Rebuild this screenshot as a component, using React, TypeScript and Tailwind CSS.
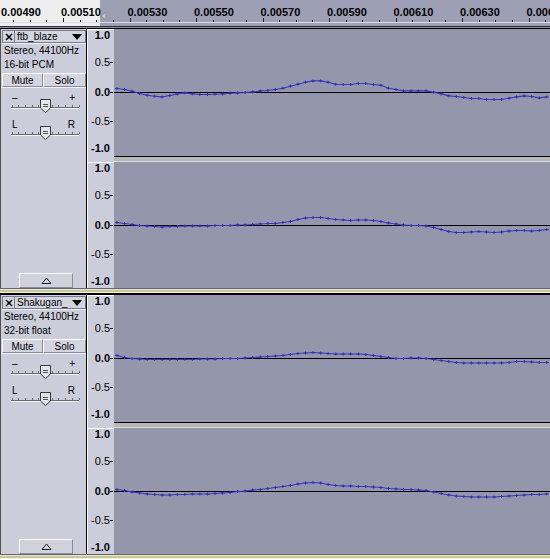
// Audacity-style track view: time ruler, two stereo tracks with info panels

const T1C1 = [-4, -3, -1.3, 1, 2.7, 3.7, 4.4, 3, 1.4, 0.4, 1.4, 2, 2, 1.7, 1.4, 0.7, 0.4, 0, -0.6, -1.6, -2, -3, -4.3, -6.3, -8.3, -10.3, -11.6, -11.6, -10.3, -8.3, -8, -8, -9, -9, -8, -7.3, -4.3, -3, -1.6, -1.6, -1.6, -1.6, -0.3, 1.4, 3.4, 4, 5, 6, 6, 7, 7, 7, 5.7, 4.4, 3.4, 4, 5.4, 4.4]
const T1C2 = [-3, -2, -1, 0, 0.5, 1, 1.5, 1, 1, 0.5, 0.5, 0.5, 0.5, 0, 0, 0, -0.5, -0.5, -1, -1.5, -2, -2, -3, -4, -6, -7.5, -8, -8, -7, -6, -5.5, -5, -5.5, -5.5, -5, -4, -2.5, -1.5, -0.5, 0, 0, 0.5, 2, 4, 6, 7, 7, 6.5, 6, 6.5, 7, 6.5, 5.5, 5, 5, 5.5, 5, 4]
const T2C1 = [-3, -1, 0, 0.5, 1, 1, 1, 1, 1, 1, 1, 0.5, 0.5, 0.5, 0, 0, 0, -0.5, -1, -1.5, -2, -2.5, -3, -4, -5, -5.5, -6, -5.5, -5, -4.5, -4.5, -4.5, -4.5, -4, -3, -2, -1, 0, 0, -0.5, -0.5, 0, 1, 2, 3, 4, 4.5, 4.5, 4.5, 4.5, 4.5, 4.5, 4, 3, 3, 3.5, 4, 4]
const T2C2 = [-2, -1, 0.5, 1.5, 2.5, 3, 3.5, 3.5, 3, 3, 2.5, 2.5, 2.5, 2, 1.5, 1, 0, -0.5, -1.5, -2, -3, -4, -5, -6, -7.5, -8.5, -9, -8.5, -7, -6, -5.5, -5.5, -5, -5, -4.5, -4, -3, -2.5, -2, -2, -1.5, -1, 0.5, 2, 3.5, 4.5, 5, 5.5, 5.5, 5.5, 5.5, 5, 4.5, 4, 3.5, 3, 3, 2.5]

const RULER_LABELS = [
  { t: "0.00490", x: 1 },
  { t: "0.00510", x: 61 },
  { t: "0.00530", x: 127.5 },
  { t: "0.00550", x: 194 },
  { t: "0.00570", x: 260.5 },
  { t: "0.00590", x: 327 },
  { t: "0.00610", x: 393.5 },
  { t: "0.00630", x: 460 },
  { t: "0.00650", x: 526.5 },
]

function TimeRuler() {
  const ticks = Array.from({ length: 35 }, (_, k) => -3.5 + k * 16.625).filter((x) => x > 0)
  return (
    <div className="relative h-[26px] flex">
      <div className="w-[100px] bg-[#eeeeee]" />
      <div className="flex-1 bg-[#9d9fb4]" />
      <svg width="550" height="26" className="absolute left-0 top-0">
        <line x1="0" y1="22.5" x2="550" y2="22.5" stroke="#dcdce4" />
        {ticks.map((x, k) => {
          const major = (k + 1) % 4 === 0
          const r = Math.round(x) + 0.5
          return <line key={k} x1={r} x2={r} y1={major ? 18 : 20} y2="22" stroke="#202020" />
        })}
        <path d="M106 12 L101 16 L106 20 Z" fill="#c8c8c8" stroke="#8a8a8a" />
      </svg>
      {RULER_LABELS.map((l) => (
        <span
          key={l.t}
          className="absolute top-[5px] text-[11px] leading-[14px] font-bold text-black whitespace-nowrap"
          style={{ left: l.x }}
        >
          {l.t}
        </span>
      ))}
    </div>
  )
}

function Thumb() {
  return (
    <svg width="11" height="14" className="block">
      <path d="M0.5 0.5 H10.5 V9 L5.5 13.5 L0.5 9 Z" fill="#e4e4ec" stroke="#3a3a3a" />
      <line x1="3" x2="8" y1="5.5" y2="5.5" stroke="#555" />
      <line x1="3" x2="8" y1="7.5" y2="7.5" stroke="#555" />
    </svg>
  )
}

function Slider({ left, right }: { left: string; right: string }) {
  const marks = Array.from({ length: 11 }, (_, i) => 0.5 + i * 6.7)
  return (
    <div className="relative h-[27px]">
      <div className="flex justify-between px-[11px] text-[10px] leading-[12px] text-black">
        <span>{left}</span>
        <span>{right}</span>
      </div>
      <svg width="70" height="8" className="absolute left-[10px] top-[10px]">
        <line x1="0" x2="68" y1="5.5" y2="5.5" stroke="#6a6a6a" />
        <line x1="0" x2="68" y1="6.5" y2="6.5" stroke="#f4f4f8" />
        {marks.map((x) => (
          <line key={x} x1={Math.round(x) + 0.5} x2={Math.round(x) + 0.5} y1="3" y2="5" stroke="#6a6a6a" />
        ))}
      </svg>
      <div className="absolute left-[39px] top-[7px]">
        <Thumb />
      </div>
    </div>
  )
}

function TrackInfo({ name, fmt }: { name: string; fmt: string }) {
  return (
    <div className="w-[87px] shrink-0 flex flex-col bg-[#cccddb] border-l border-l-[#505050] border-r border-r-black text-black text-[10px]">
      {/* header: close box + name dropdown */}
      <div className="mt-px ml-px h-[14px] flex border-b border-[#eeeef4]">
        <div className="w-[13px] h-[13px] flex items-center justify-center border border-[#7a7a88] bg-[#d4d4e0]">
          <svg width="8" height="8">
            <path d="M1 1 L7 7 M7 1 L1 7" stroke="#000" strokeWidth="1.6" />
          </svg>
        </div>
        <div className="flex-1 h-[13px] flex items-center justify-between pl-[2px] pr-[3px] border border-[#7a7a88] border-l-0 bg-[#d4d4e0]">
          <span className="text-[10px] leading-[11px]">{name}</span>
          <svg width="10" height="6">
            <path d="M0 0 H10 L5 6 Z" fill="#000" />
          </svg>
        </div>
      </div>
      <div className="pl-[3px] leading-[14px]">Stereo, 44100Hz</div>
      <div className="pl-[3px] leading-[14px]">{fmt}</div>
      <div className="ml-px mt-px h-[14px] flex">
        <div className="w-[41px] flex items-center justify-center border-t border-l border-white border-b border-r border-b-[#8a8a98] border-r-[#8a8a98] bg-[#d4d5e1]">
          Mute
        </div>
        <div className="flex-1 flex items-center justify-center border-t border-l border-white border-b border-r border-b-[#8a8a98] border-r-[#8a8a98] bg-[#d4d5e1]">
          Solo
        </div>
      </div>
      <div className="h-px bg-[#f2f2f6]" />
      <div className="pt-[4px] flex flex-col">
        <Slider left="–" right="+" />
        <Slider left="L" right="R" />
      </div>
      <div className="flex-1" />
      <div className="ml-[18px] w-[54px] h-[15px] flex items-center justify-center border-t border-l border-white border-b border-r border-b-[#8a8a98] border-r-[#8a8a98] bg-[#d0d1dd]">
        <svg width="11" height="7">
          <path d="M1 6.5 L5.5 1 L10 6.5 Z" fill="none" stroke="#202020" />
        </svg>
      </div>
    </div>
  )
}

const VLABELS = [
  { t: "1.0", y: 6, b: true, tick: false },
  { t: "0.5", y: 33, b: false, tick: true },
  { t: "0.0", y: 63, b: true, tick: true },
  { t: "-0.5", y: 92, b: false, tick: true },
  { t: "-1.0", y: 119, b: true, tick: false },
]

function VRuler() {
  return (
    <div className="relative w-[27px] shrink-0 h-full bg-[#cccddb] border-l border-t border-white">
      {VLABELS.map((l) => (
        <div key={l.t}>
          <span
            className={`absolute right-[4px] text-[11px] leading-[12px] text-black ${l.b ? "font-bold" : ""}`}
            style={{ top: l.y - 7 }}
          >
            {l.t}
          </span>
          {l.tick && <div className="absolute right-px w-[3px] h-px bg-black" style={{ top: l.y - 1 }} />}
        </div>
      ))}
    </div>
  )
}

function Wave({ offs, h }: { offs: number[]; h: number }) {
  const pts = offs.map((o, i) => [3 + i * 7.54, 63.5 + o])
  const d = pts.map(([x, y], i) => `${i ? "L" : "M"}${x.toFixed(1)} ${y.toFixed(1)}`).join(" ")
  const marks = pts
    .map(([x, y]) => `M${(x - 2).toFixed(1)} ${y.toFixed(1)}h4M${x.toFixed(1)} ${(y - 1.5).toFixed(1)}v3`)
    .join("")
  return (
    <svg width="436" height={h} className="block bg-[#9496ab]">
      <line x1="0" y1="63.5" x2="436" y2="63.5" stroke="#000" />
      <path d={d} fill="none" stroke="#3a3ac6" strokeWidth="1.1" />
      <path d={marks} stroke="#3030b4" strokeWidth="1" />
    </svg>
  )
}

function Track({ name, fmt, a, b }: { name: string; fmt: string; a: number[]; b: number[] }) {
  return (
    <div className="flex h-[261px] border-t border-black border-b border-b-[#666670]">
      <TrackInfo name={name} fmt={fmt} />
      <div className="flex-1 flex flex-col">
        <div className="h-[127px] flex">
          <VRuler />
          <Wave offs={a} h={127} />
        </div>
        {/* channel divider */}
        <div className="h-[6px] flex">
          <div className="w-[27px] bg-[#cccddb] border-l border-white" />
          <div className="flex-1 flex flex-col">
            <div className="h-px bg-black" />
            <div className="h-[4px] bg-[#b6b8b4]" />
            <div className="h-px bg-[#dcdcdc]" />
          </div>
        </div>
        <div className="h-[126px] flex">
          <VRuler />
          <Wave offs={b} h={126} />
        </div>
      </div>
    </div>
  )
}

function Gap() {
  return (
    <div className="flex flex-col">
      <div className="h-px bg-[#e6e6cc]" />
      <div className="h-[2px] bg-[#c8c89a]" />
      <div className="h-px bg-[#f2f2e2]" />
    </div>
  )
}

export default function App() {
  return (
    <div className="w-[550px] h-[559px] overflow-hidden bg-[#ecebc8] font-['Liberation_Sans',Arial,sans-serif]">
      <TimeRuler />
      <div className="h-px bg-[#303030]" />
      <div className="h-px bg-[#8c8ea0]" />
      <Track name="ftb_blaze" fmt="16-bit PCM" a={T1C1} b={T1C2} />
      <Gap />
      <div className="h-px bg-black" />
      <Track name="Shakugan_" fmt="32-bit float" a={T2C1} b={T2C2} />
      <Gap />
    </div>
  )
}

(The request):
Set the lines above down again, word for word, from the first through the one containing "with info panels"; pictures excluded.

(The answer):
Rebuild this screenshot as a component, using React, TypeScript and Tailwind CSS.
// Audacity-style track view: time ruler, two stereo tracks with info panels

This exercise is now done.